Pages as source code:
------

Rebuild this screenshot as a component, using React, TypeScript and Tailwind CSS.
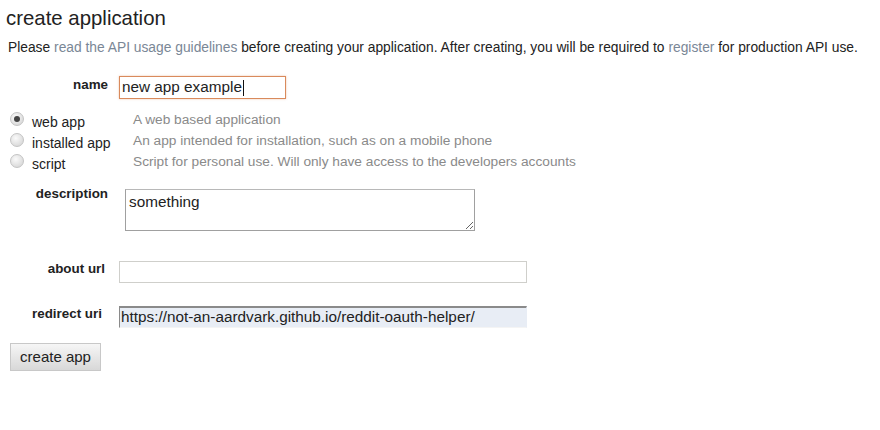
import React from "react";

const APP_TYPES = [
  { id: "web", label: "web app", help: "A web based application", checked: true },
  { id: "installed", label: "installed app", help: "An app intended for installation, such as on a mobile phone", checked: false },
  { id: "script", label: "script", help: "Script for personal use. Will only have access to the developers accounts", checked: false },
];

function Radio({ checked }: { checked: boolean }) {
  return (
    <span className="mb-[4px] flex h-[14px] w-[14px] shrink-0 items-center justify-center rounded-full border border-[#c4c4c4] bg-[radial-gradient(circle_at_40%_35%,#fafafa,#d0d0d0)]">
      {checked && <span className="h-[6px] w-[6px] rounded-full bg-[#444]" />}
    </span>
  );
}

export default function App() {
  return (
    <div className="h-[430px] w-[880px] bg-white font-['Liberation_Sans',Arial,sans-serif] text-[#222]">
      <h1 className="pl-[6px] pt-[5px] text-[20.4px] leading-[26px]">create application</h1>

      <p className="mt-[9px] pl-[8px] text-[13.8px] leading-[16px]">
        Please <a className="text-[#7a8796]">read the API usage guidelines</a> before creating your
        application. After creating, you will be required to{" "}
        <a className="text-[#7a8796]">register</a> for production API use.
      </p>

      {/* name */}
      <div className="mt-[20px] flex items-start">
        <label className="w-[108px] pt-[1px] text-right text-[13.4px] font-bold leading-[16px]">name</label>
        <div className="ml-[11px] flex h-[23px] w-[167px] items-center border border-[#d98a5c] px-[2px] text-[15.3px] shadow-[0_0_2px_rgba(217,138,92,0.5)]">
          new app example
          <span className="ml-[1px] h-[16px] w-px bg-[#111]" />
        </div>
      </div>

      {/* app type */}
      <div className="mt-[11px] flex flex-col">
        {APP_TYPES.map((t) => (
          <div key={t.id} className="flex h-[21px] items-center">
            <div className="ml-[10px] flex w-[123px] items-center">
              <Radio checked={t.checked} />
              <span className="ml-[8px] mt-[4px] text-[14px] text-[#222]">{t.label}</span>
            </div>
            <span className="text-[13.7px] text-[#8a8a8a]">{t.help}</span>
          </div>
        ))}
      </div>

      {/* description */}
      <div className="mt-[16px] flex items-start">
        <label className="-mt-px w-[108px] text-right text-[13.4px] font-bold leading-[12px]">description</label>
        <textarea
          readOnly
          defaultValue="something"
          className="ml-[17px] h-[42px] w-[350px] border border-[#a0a0a0] border-t-[#b8b8b8] px-[3px] pt-[3px] text-[15.3px] leading-[18px] text-[#222] outline-none"
        />
      </div>

      {/* about url */}
      <div className="mt-[30px] flex items-start">
        <label className="w-[105px] pt-[1px] text-right text-[13.4px] font-bold leading-[14px]">about url</label>
        <input
          readOnly
          className="ml-[14px] h-[22px] w-[408px] border border-[#cfcfcb] bg-white px-[2px] text-[15.3px] outline-none"
        />
      </div>

      {/* redirect uri */}
      <div className="mt-[23px] flex items-start">
        <label className="w-[102px] pt-[1px] text-right text-[13.4px] font-bold leading-[14px]">redirect uri</label>
        <input
          readOnly
          defaultValue="https://not-an-aardvark.github.io/reddit-oauth-helper/"
          className="ml-[17px] h-[22px] w-[408px] border-t-2 border-l border-[#8a8a8a] border-b border-b-[#f4f4f4] border-r border-r-[#e8edf5] bg-[#e8edf5] px-[1px] text-[15.3px] text-[#222] outline-none"
        />
      </div>

      <button
        type="button"
        className="ml-[10px] mt-[15px] h-[28px] w-[91px] border border-[#c8c8c8] bg-gradient-to-b from-[#f6f6f6] to-[#d8d8d8] text-[15px] text-[#222]"
      >
        create app
      </button>
    </div>
  );
}
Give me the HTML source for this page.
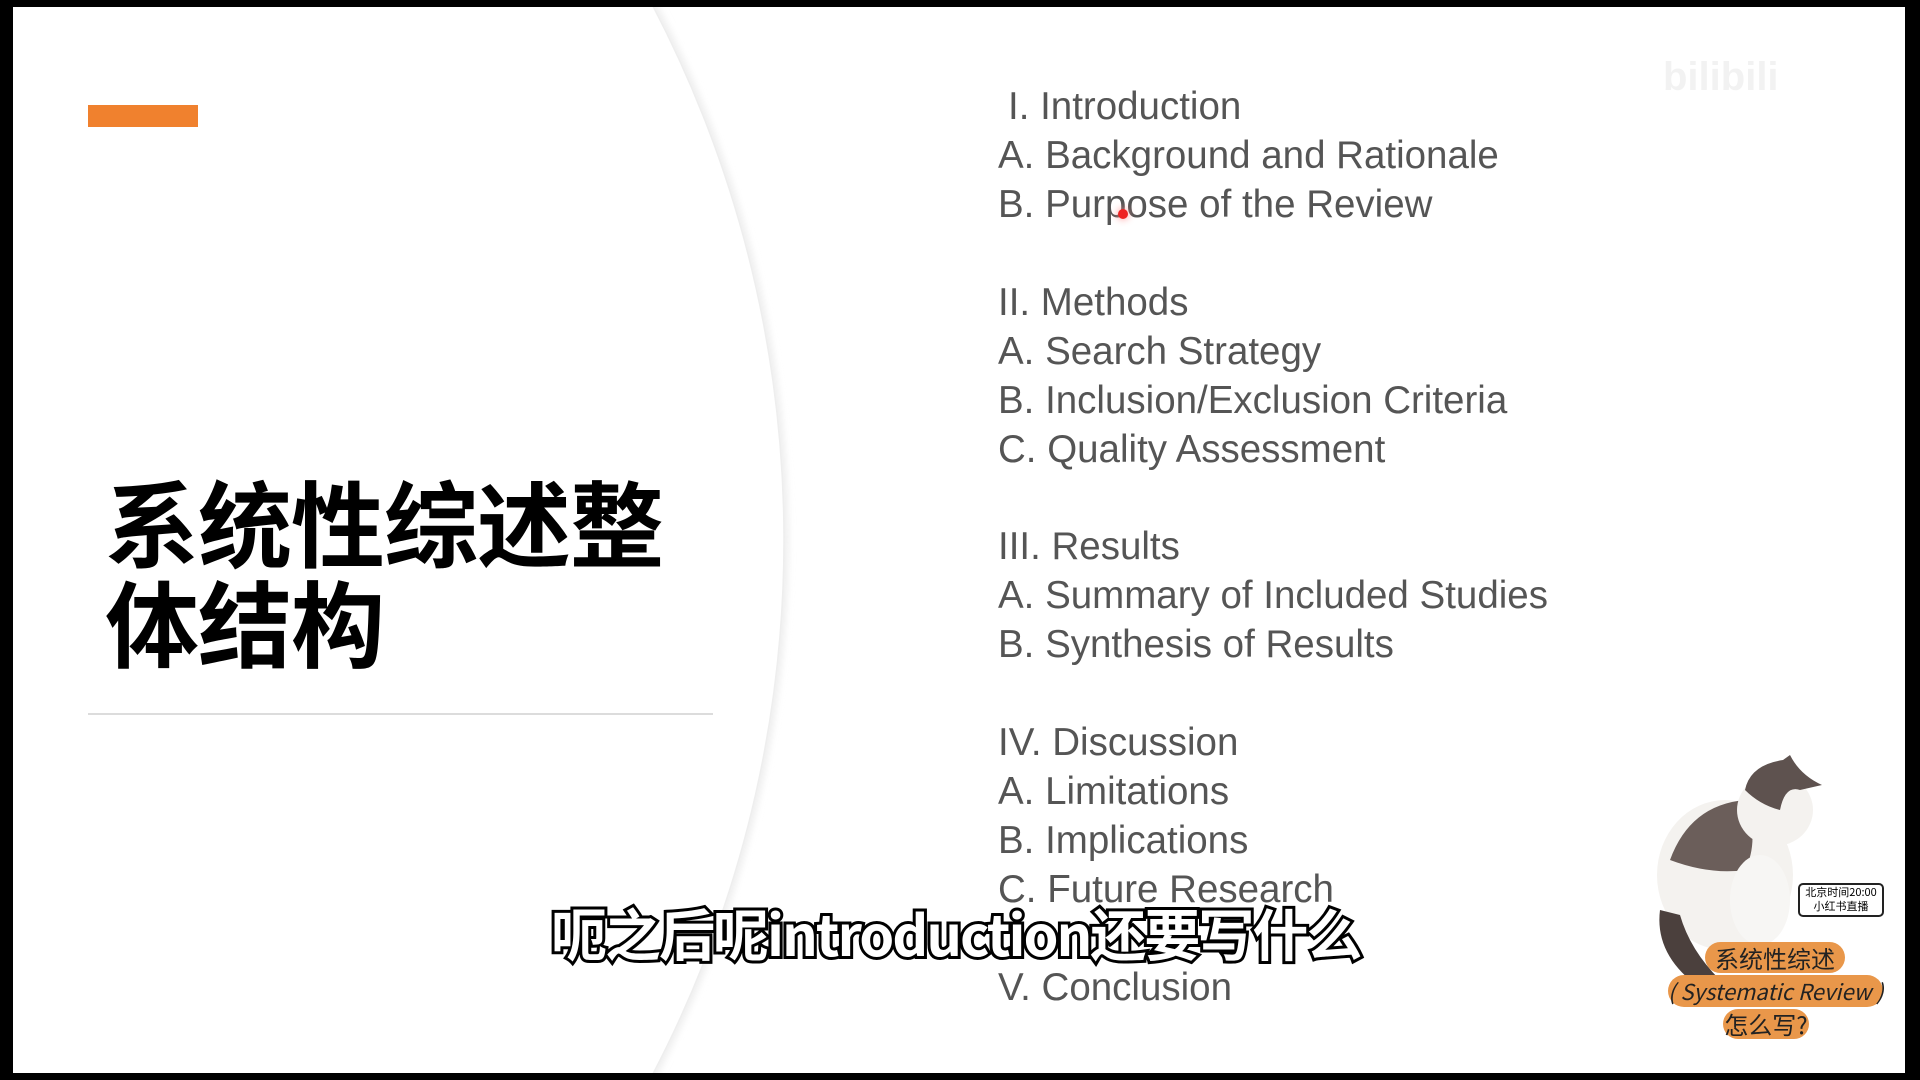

------

> _Requirements_
Any pictures should be dropped; transcribe the rest of the records above exactly.

> _Solved problem_
Rebuild this screenshot as a component, using React, TypeScript and Tailwind CSS.
import React from "react";

const APP_TYPES = [
  { id: "web", label: "web app", help: "A web based application", checked: true },
  { id: "installed", label: "installed app", help: "An app intended for installation, such as on a mobile phone", checked: false },
  { id: "script", label: "script", help: "Script for personal use. Will only have access to the developers accounts", checked: false },
];

function Radio({ checked }: { checked: boolean }) {
  return (
    <span className="mb-[4px] flex h-[14px] w-[14px] shrink-0 items-center justify-center rounded-full border border-[#c4c4c4] bg-[radial-gradient(circle_at_40%_35%,#fafafa,#d0d0d0)]">
      {checked && <span className="h-[6px] w-[6px] rounded-full bg-[#444]" />}
    </span>
  );
}

export default function App() {
  return (
    <div className="h-[430px] w-[880px] bg-white font-['Liberation_Sans',Arial,sans-serif] text-[#222]">
      <h1 className="pl-[6px] pt-[5px] text-[20.4px] leading-[26px]">create application</h1>

      <p className="mt-[9px] pl-[8px] text-[13.8px] leading-[16px]">
        Please <a className="text-[#7a8796]">read the API usage guidelines</a> before creating your
        application. After creating, you will be required to{" "}
        <a className="text-[#7a8796]">register</a> for production API use.
      </p>

      {/* name */}
      <div className="mt-[20px] flex items-start">
        <label className="w-[108px] pt-[1px] text-right text-[13.4px] font-bold leading-[16px]">name</label>
        <div className="ml-[11px] flex h-[23px] w-[167px] items-center border border-[#d98a5c] px-[2px] text-[15.3px] shadow-[0_0_2px_rgba(217,138,92,0.5)]">
          new app example
          <span className="ml-[1px] h-[16px] w-px bg-[#111]" />
        </div>
      </div>

      {/* app type */}
      <div className="mt-[11px] flex flex-col">
        {APP_TYPES.map((t) => (
          <div key={t.id} className="flex h-[21px] items-center">
            <div className="ml-[10px] flex w-[123px] items-center">
              <Radio checked={t.checked} />
              <span className="ml-[8px] mt-[4px] text-[14px] text-[#222]">{t.label}</span>
            </div>
            <span className="text-[13.7px] text-[#8a8a8a]">{t.help}</span>
          </div>
        ))}
      </div>

      {/* description */}
      <div className="mt-[16px] flex items-start">
        <label className="-mt-px w-[108px] text-right text-[13.4px] font-bold leading-[12px]">description</label>
        <textarea
          readOnly
          defaultValue="something"
          className="ml-[17px] h-[42px] w-[350px] border border-[#a0a0a0] border-t-[#b8b8b8] px-[3px] pt-[3px] text-[15.3px] leading-[18px] text-[#222] outline-none"
        />
      </div>

      {/* about url */}
      <div className="mt-[30px] flex items-start">
        <label className="w-[105px] pt-[1px] text-right text-[13.4px] font-bold leading-[14px]">about url</label>
        <input
          readOnly
          className="ml-[14px] h-[22px] w-[408px] border border-[#cfcfcb] bg-white px-[2px] text-[15.3px] outline-none"
        />
      </div>

      {/* redirect uri */}
      <div className="mt-[23px] flex items-start">
        <label className="w-[102px] pt-[1px] text-right text-[13.4px] font-bold leading-[14px]">redirect uri</label>
        <input
          readOnly
          defaultValue="https://not-an-aardvark.github.io/reddit-oauth-helper/"
          className="ml-[17px] h-[22px] w-[408px] border-t-2 border-l border-[#8a8a8a] border-b border-b-[#f4f4f4] border-r border-r-[#e8edf5] bg-[#e8edf5] px-[1px] text-[15.3px] text-[#222] outline-none"
        />
      </div>

      <button
        type="button"
        className="ml-[10px] mt-[15px] h-[28px] w-[91px] border border-[#c8c8c8] bg-gradient-to-b from-[#f6f6f6] to-[#d8d8d8] text-[15px] text-[#222]"
      >
        create app
      </button>
    </div>
  );
}
Give me the HTML source for this page.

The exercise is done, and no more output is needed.